Gaming Performance Continued
Now we come to the interesting testing we are sure you all can’t wait for, we were also anxious to get to this part and see how it all ends up for gaming performance. In order to test this properly, really get a good feel for it, and cover all the bases for the big picture, we decided to test 1080p, 1440p, and 4K resolutions when possible. Forgive us, as some of the graphs do not have 3700X performance for comparison. For testing, we are using an NVIDIA GeForce RTX 3080 Ti Founders Edition video card.

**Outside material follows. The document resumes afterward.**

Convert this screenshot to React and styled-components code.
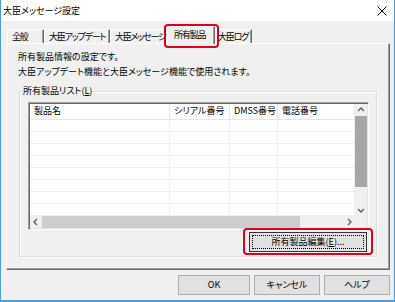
import React from 'react';
import styled, { createGlobalStyle, css } from 'styled-components';

const FONT = `"Noto Sans CJK JP", "Noto Sans", sans-serif`;

const GlobalStyle = createGlobalStyle`
  html, body { margin: 0; padding: 0; background: #ffffff; }
  * { box-sizing: border-box; }
`;

const COLS = '140px 60px 48px 1fr';

const Window = styled.div`
  width: 395px;
  height: 302px;
  display: flex;
  flex-direction: column;
  border-left: 1px solid #4a9ee0;
  border-right: 1px solid #4a9ee0;
  border-bottom: 2px solid #4a9ee0;
  background: #f0f0f0;
  font-family: ${FONT};
  font-size: 9px;
  font-feature-settings: "palt";
  color: #000;
  overflow: hidden;
`;

const TitleBar = styled.div`
  flex: none;
  height: 21px;
  background: #ffffff;
  display: flex;
  align-items: center;
  justify-content: space-between;
  padding: 0 7px 0 2px;
`;

const Title = styled.span`
  font-size: 9px;
  line-height: 12px;
`;

const Body = styled.div`
  flex: 1;
  display: flex;
  flex-direction: column;
  padding: 5px 4px 5px 5px;
  min-height: 0;
`;

const TabStrip = styled.div`
  flex: none;
  height: 17px;
  display: flex;
  align-items: flex-end;
  padding-left: 1px;
  position: relative;
  z-index: 1;
`;

const Tab = styled.div`
  flex: none;
  width: ${p => p.$w}px;
  height: 14px;
  display: flex;
  align-items: center;
  padding-left: 4px;
  white-space: nowrap;
  letter-spacing: -1.2px;
  background: #f0f0f0;
  border-top: 1px solid #ffffff;
  border-left: 1px solid #ffffff;
  border-right: 1px solid #696969;
  box-shadow: inset -1px 0 #a0a0a0;
  line-height: 12px;
  overflow: hidden;
  ${p => p.$active && css`
    width: ${p.$w + 4}px;
    height: 18px;
    margin: 0 -2px -1px -2px;
    padding-left: 6px;
    padding-bottom: 2px;
    position: relative;
    z-index: 2;
    overflow: visible;
  `}
  ${p => p.$highlight && css`
    &::after {
      content: '';
      position: absolute;
      top: -3px;
      right: -5px;
      bottom: -4px;
      left: -4px;
      border: 2px solid #e2001a;
      border-radius: 4px;
      pointer-events: none;
    }
  `}
`;

const Panel = styled.div`
  flex: 1;
  min-height: 0;
  display: flex;
  flex-direction: column;
  background: #f0f0f0;
  border-top: 1px solid #ffffff;
  border-left: 1px solid #ffffff;
  border-right: 1px solid #696969;
  border-bottom: 1px solid #696969;
  box-shadow: inset -1px -1px #a0a0a0;
  padding: 5px 12px 12px 11px;
`;

const Description = styled.p`
  margin: 0;
  line-height: 15px;
`;

const Group = styled.fieldset`
  margin: 6px 0 0 1px;
  padding: 5px 7px 4px 8px;
  border: 1px solid #dcdcdc;
  box-shadow: 1px 1px #ffffff, inset 1px 1px #ffffff;
  display: flex;
  flex-direction: column;
  min-width: 0;
`;

const Legend = styled.legend`
  margin-left: -6px;
  padding: 0 1px;
  line-height: 12px;
  background: #f0f0f0;
`;

const ListView = styled.div`
  height: 128px;
  display: grid;
  grid-template-columns: 1fr 12px;
  grid-template-rows: 1fr 12px;
  border-style: solid;
  border-width: 1px;
  border-color: #a0a0a0 #ffffff #ffffff #a0a0a0;
  padding: 1px;
  box-shadow: inset 1px 1px #696969, inset -1px -1px #e3e3e3;
  background: #ffffff;
`;

const ListArea = styled.div`
  overflow: hidden;
  background: #ffffff;
  display: flex;
  flex-direction: column;
`;

const HeaderRow = styled.div`
  flex: none;
  height: 16px;
  display: grid;
  grid-template-columns: ${COLS};
  border-bottom: 1px solid #e5e5e5;
`;

const HeaderCell = styled.div`
  padding: 0 0 1px 4px;
  display: flex;
  align-items: center;
  white-space: nowrap;
  overflow: hidden;
  border-right: 1px solid #e5e5e5;
  line-height: 12px;
`;

const Row = styled.div`
  flex: none;
  height: 12px;
  display: grid;
  grid-template-columns: ${COLS};
  border-bottom: 1px solid #f0f0f0;
`;

const Cell = styled.div`
  border-right: 1px solid #f0f0f0;
`;

const VScroll = styled.div`
  display: flex;
  flex-direction: column;
  background: #f0f0f0;
`;

const HScroll = styled.div`
  display: flex;
  background: #f0f0f0;
`;

const Corner = styled.div`
  background: #f0f0f0;
`;

const Arrow = styled.div`
  flex: none;
  width: 12px;
  height: 12px;
  display: flex;
  align-items: center;
  justify-content: center;
  color: #606060;
`;

const Thumb = styled.div`
  flex: none;
  background: ${p => p.$dark ? '#a6a6a6' : '#cdcdcd'};
  ${p => p.$vertical ? css`height: ${p.$size}px;` : css`width: ${p.$size}px;`}
`;

const Track = styled.div`
  flex: 1;
`;

const Button = styled.button`
  position: relative;
  font-family: ${FONT};
  font-size: 9px;
  font-feature-settings: "palt";
  color: #000;
  width: ${p => p.$w}px;
  height: 20px;
  padding: 0;
  background: #e1e1e1;
  border: 1px solid ${p => p.$focused ? '#333333' : '#adadad'};
  display: flex;
  align-items: stretch;
  justify-content: center;
  line-height: 12px;
  ${p => p.$highlight && css`
    &::after {
      content: '';
      position: absolute;
      top: -5px;
      right: -7px;
      bottom: -4px;
      left: -7px;
      border: 2px solid #e2001a;
      border-radius: 4px;
      pointer-events: none;
    }
  `}
`;

const EditButton = styled(Button)`
  align-self: flex-end;
  margin: 2px 2px 0 0;
  padding: 2px;
`;

const FocusRing = styled.span`
  flex: 1;
  display: flex;
  align-items: center;
  justify-content: center;
  border: 1px dotted #000;
`;

const Label = styled.span`
  display: flex;
  align-items: center;
  justify-content: center;
  flex: 1;
`;

const ButtonRow = styled.div`
  flex: none;
  display: flex;
  justify-content: flex-end;
  gap: 4px;
  margin-top: 5px;
`;

const Chevron = ({ dir }) => {
  const pts = {
    up: '3,7 6,4 9,7',
    down: '3,5 6,8 9,5',
    left: '7,3 4,6 7,9',
    right: '5,3 8,6 5,9',
  }[dir];
  return (
    <svg width="12" height="12" viewBox="0 0 12 12">
      <polyline points={pts} fill="none" stroke="currentColor" strokeWidth="1.4" />
    </svg>
  );
};

const CloseIcon = () => (
  <svg width="10" height="10" viewBox="0 0 10 10">
    <line x1="0.5" y1="0.5" x2="9.5" y2="9.5" stroke="#000" strokeWidth="1" />
    <line x1="9.5" y1="0.5" x2="0.5" y2="9.5" stroke="#000" strokeWidth="1" />
  </svg>
);

const tabs = [
  { label: '全般', w: 37 },
  { label: '大臣アップデート', w: 66 },
  { label: '大臣メッセージ', w: 59 },
  { label: '所有製品', w: 44, active: true },
  { label: '大臣ログ', w: 39 },
];

const columns = ['製品名', 'シリアル番号', 'DMSS番号', '電話番号'];

export default function App() {
  return (
    <>
      <GlobalStyle />
      <Window>
        <TitleBar>
          <Title>大臣メッセージ設定</Title>
          <CloseIcon />
        </TitleBar>
        <Body>
          <TabStrip>
            {tabs.map(t => (
              <Tab key={t.label} $w={t.w} $active={t.active} $highlight={t.active}>
                {t.label}
              </Tab>
            ))}
          </TabStrip>
          <Panel>
            <Description>
              所有製品情報の設定です。
              <br />
              大臣アップデート機能と大臣メッセージ機能で使用されます。
            </Description>
            <Group>
              <Legend>所有製品リスト(<u>L</u>)</Legend>
              <ListView>
                <ListArea>
                  <HeaderRow>
                    {columns.map(c => (
                      <HeaderCell key={c}>{c}</HeaderCell>
                    ))}
                  </HeaderRow>
                  {Array.from({ length: 8 }).map((_, i) => (
                    <Row key={i}>
                      <Cell />
                      <Cell />
                      <Cell />
                      <Cell />
                    </Row>
                  ))}
                </ListArea>
                <VScroll>
                  <Arrow><Chevron dir="up" /></Arrow>
                  <Thumb $vertical $dark $size={71} />
                  <Track />
                  <Arrow><Chevron dir="down" /></Arrow>
                </VScroll>
                <HScroll>
                  <Arrow><Chevron dir="left" /></Arrow>
                  <Thumb $size={258} />
                  <Track />
                  <Arrow><Chevron dir="right" /></Arrow>
                </HScroll>
                <Corner />
              </ListView>
              <EditButton $w={118} $focused $highlight>
                <FocusRing>所有製品編集(<u>E</u>)...</FocusRing>
              </EditButton>
            </Group>
          </Panel>
          <ButtonRow>
            <Button $w={72}><Label>OK</Label></Button>
            <Button $w={66}><Label>キャンセル</Label></Button>
            <Button $w={66}><Label>ヘルプ</Label></Button>
          </ButtonRow>
        </Body>
      </Window>
    </>
  );
}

Microsoft Flight Simulator 2021
In MS Flight Sim 2020 at 1080p and “Ultra” the Ryzen 7 5700G seems to be a bottleneck in this game. Even though it has the newer Zen 3 architecture, its lack of cache plays a big role in MS Flight Sim being a lot slower on it. The Ryzen 7 3700X is 13% faster than the Ryzen 7 5700G, despite the 3700X being on the older Zen 2 architecture and having a lower clock speed. You’d think the 5700G would be faster with Zen 3 and a higher clock speed, but apparently, MS Flight Sim is more susceptible to L3 Cache capacity!
The Ryzen 7 5700G is still ultimately bottlenecking this game at 1440p as well. The 5800X is 14% faster than the 5700G, the 5700G is 12% slower.
At 4K though, we are completely GPU bound. Therefore all 3 CPUs share the same performance.
Watch Dogs Legion
Watch Dogs Legion is also sensitive to CPU performance at 1080p even on “Ultra” settings. Here we see the architectural benefits of the 5700G with it being 15% faster than the 3700X! The 5700G is only 4% slower than the 5800X.
At 1440p the 5700G is only 3% behind the 5800X.
At 4K we are now GPU bound, but the 5700G actually does quite well, just a slight advantage above the 3700X.